Here’s my blurb in progress for the memoir writing project I’m going to be working on over the next month:
Motherline: a working title
How do we remember and forget our immediate ancestors? What are the stories we choose to tell and which stories are forgotten or hidden? This memoir will be framed by four generations of eldest daughters, spanning the twentieth century and taking place mostly in Liverpool, North Wales and County Durham. It starts with a collision between death and life over a two week period in the summer of 2015 when my mum died and I conceived my younger child. It’s about family stories and family secrets, and my attempts to uncover and understand both the stories and the secrets as I try to relocate myself in a new role as the only living woman in my family.
This is the shape I think my memoir project will take, now. My first and second posts explore some of its strands in a little more detail and are linked below, if you’re interested. I fully accept that it’s likely to change, in small ways and in large ways, through the course of writing it. Maybe even over the next month.
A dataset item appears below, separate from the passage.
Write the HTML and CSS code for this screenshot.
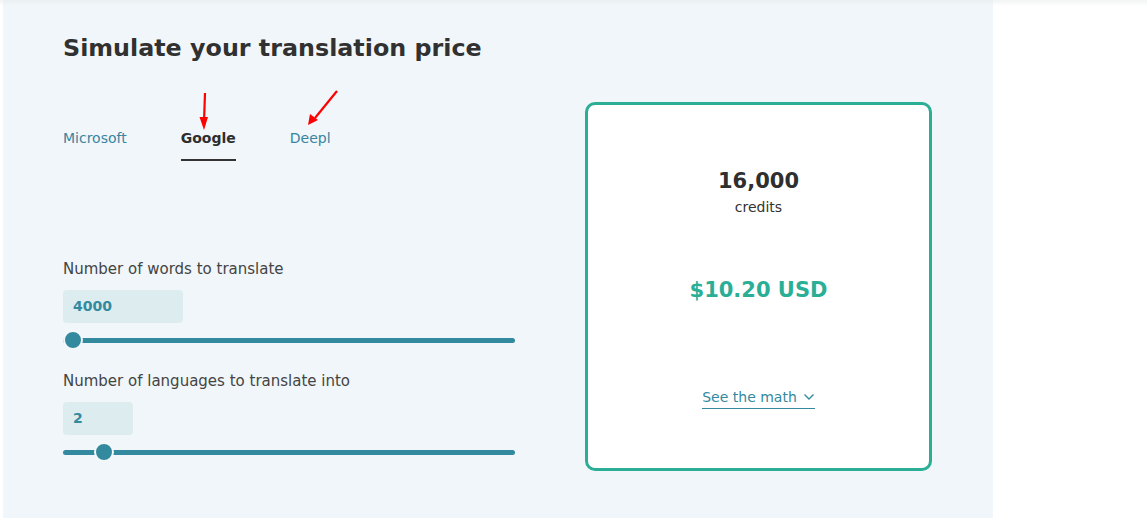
FILE: index.html
```html
<!DOCTYPE html>
<html lang="en">
<head>
<meta charset="utf-8">
<title>Simulate your translation price</title>
<link rel="stylesheet" href="styles.css">
</head>
<body>
<div class="page">
  <section class="panel">
    <h1 class="title">Simulate your translation price</h1>
    <div class="row">
      <div class="form">
        <nav class="tabs">
          <a class="tab">Microsoft</a>
          <a class="tab active">Google
            <svg class="arrow arrow-down" width="14" height="40" viewBox="0 0 14 40"><path d="M8 1 L7 30" stroke="#f00" stroke-width="2.2" fill="none"/><path d="M2.5 25 L7 38 L11 25 Z" fill="#f00"/></svg>
          </a>
          <a class="tab">Deepl
            <svg class="arrow arrow-diag" width="34" height="36" viewBox="0 0 34 36"><path d="M32 1 L10 28" stroke="#f00" stroke-width="2.2" fill="none"/><path d="M5 24 L3 35 L13 30 Z" fill="#f00"/></svg>
          </a>
        </nav>
        <label class="label">Number of words to translate</label>
        <div class="field wide">4000</div>
        <input class="slider" type="range" min="4000" max="100000" value="4000">
        <label class="label second">Number of languages to translate into</label>
        <div class="field narrow">2</div>
        <input class="slider" type="range" min="1" max="15" value="2">
      </div>
      <aside class="card">
        <div class="credits">16,000</div>
        <div class="credits-label">credits</div>
        <div class="price">$10.20 USD</div>
        <a class="math">See the math
          <svg class="chev" width="12" height="8" viewBox="0 0 12 8"><path d="M1.5 1.5 L6 6 L10.5 1.5" stroke="#338a9f" stroke-width="1.4" fill="none"/></svg>
        </a>
      </aside>
    </div>
  </section>
</div>
</body>
</html>
```
FILE: styles.css
```css
html, body {
  margin: 0;
  padding: 0;
}
body {
  background: #ffffff linear-gradient(#f2f3f4, #ffffff 6px) no-repeat;
  font-family: "DejaVu Sans", Verdana, sans-serif;
  color: #333;
  height: 518px;
  overflow: hidden;
}
.page {
  display: flex;
  padding-left: 3px;
}
.panel {
  width: 930px;
  height: 518px;
  background: #f0f6f9 linear-gradient(#ebeff2, #f0f6f9 6px) no-repeat;
  padding: 0 0 0 60px;
  box-sizing: content-box;
}
.title {
  margin: 0;
  padding-top: 34px;
  font-size: 23.8px;
  line-height: 28px;
  font-weight: bold;
  color: #313131;
}
.row {
  display: flex;
  align-items: flex-start;
  gap: 70px;
  margin-top: 40px;
}
.form {
  width: 452px;
  display: flex;
  flex-direction: column;
  align-items: flex-start;
}
.tabs {
  display: flex;
  gap: 54px;
  padding-top: 28px;
}
.tab {
  position: relative;
  font-size: 14px;
  line-height: 17px;
  color: #3a84a0;
  padding-bottom: 12px;
  border-bottom: 2px solid transparent;
}
.tab.active {
  color: #2e2e2e;
  font-weight: bold;
  border-bottom-color: #333;
}
.arrow {
  position: absolute;
}
.arrow-down {
  left: 16px;
  top: -38px;
}
.arrow-diag {
  left: 15px;
  top: -40px;
}
.label {
  font-size: 15px;
  line-height: 18px;
  color: #444;
  margin-top: 99px;
}
.label.second {
  margin-top: 22px;
}
.field {
  margin-top: 12px;
  height: 33px;
  box-sizing: border-box;
  padding: 0 10px;
  background: #dcecef;
  border-radius: 4px;
  font-size: 14px;
  font-weight: bold;
  color: #338a9f;
  line-height: 33px;
}
.field.wide { width: 120px; }
.field.narrow { width: 70px; }
.slider {
  -webkit-appearance: none;
  appearance: none;
  width: 452px;
  height: 20px;
  margin: 7px 0 0 0;
  padding: 0;
  background: transparent;
}
.slider::-webkit-slider-runnable-track {
  height: 5px;
  background: #338a9f;
  border-radius: 3px;
}
.slider::-webkit-slider-thumb {
  -webkit-appearance: none;
  width: 20px;
  height: 20px;
  margin-top: -7.5px;
  border-radius: 50%;
  background: #338a9f;
  border: 2px solid #f3f8fa;
  box-sizing: border-box;
}
.card {
  width: 347px;
  height: 369px;
  box-sizing: border-box;
  border: 3px solid #2aae96;
  border-radius: 10px;
  background: #fff;
  display: flex;
  flex-direction: column;
  align-items: center;
  padding-top: 63px;
}
.credits {
  font-size: 21px;
  line-height: 26px;
  font-weight: bold;
  color: #2f2f2f;
}
.credits-label {
  font-size: 14px;
  line-height: 18px;
  color: #333;
  margin-top: 4px;
}
.price {
  margin-top: 61px;
  font-size: 21px;
  line-height: 26px;
  font-weight: bold;
  color: #2aae96;
}
.math {
  margin-top: 85px;
  font-size: 14px;
  line-height: 18px;
  color: #338a9f;
  border-bottom: 1px solid #338a9f;
  padding-bottom: 2px;
  display: flex;
  align-items: center;
  gap: 6px;
}
.chev {
  display: block;
}
```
I’m excited to find out (and still mildly terrified at the thought of writing 1000 words a day for the next 30 days!).
Family Silences and Storytelling
Something a little different this time, in part to help me meet my stated aim of posting a new piece of writing every fortnight. I’m also pushing myself to play around a little, to experiment with different ways I could use this Substack and different ways I can explore the topics I’m interested in writing about. And to do things that scare me! So, with…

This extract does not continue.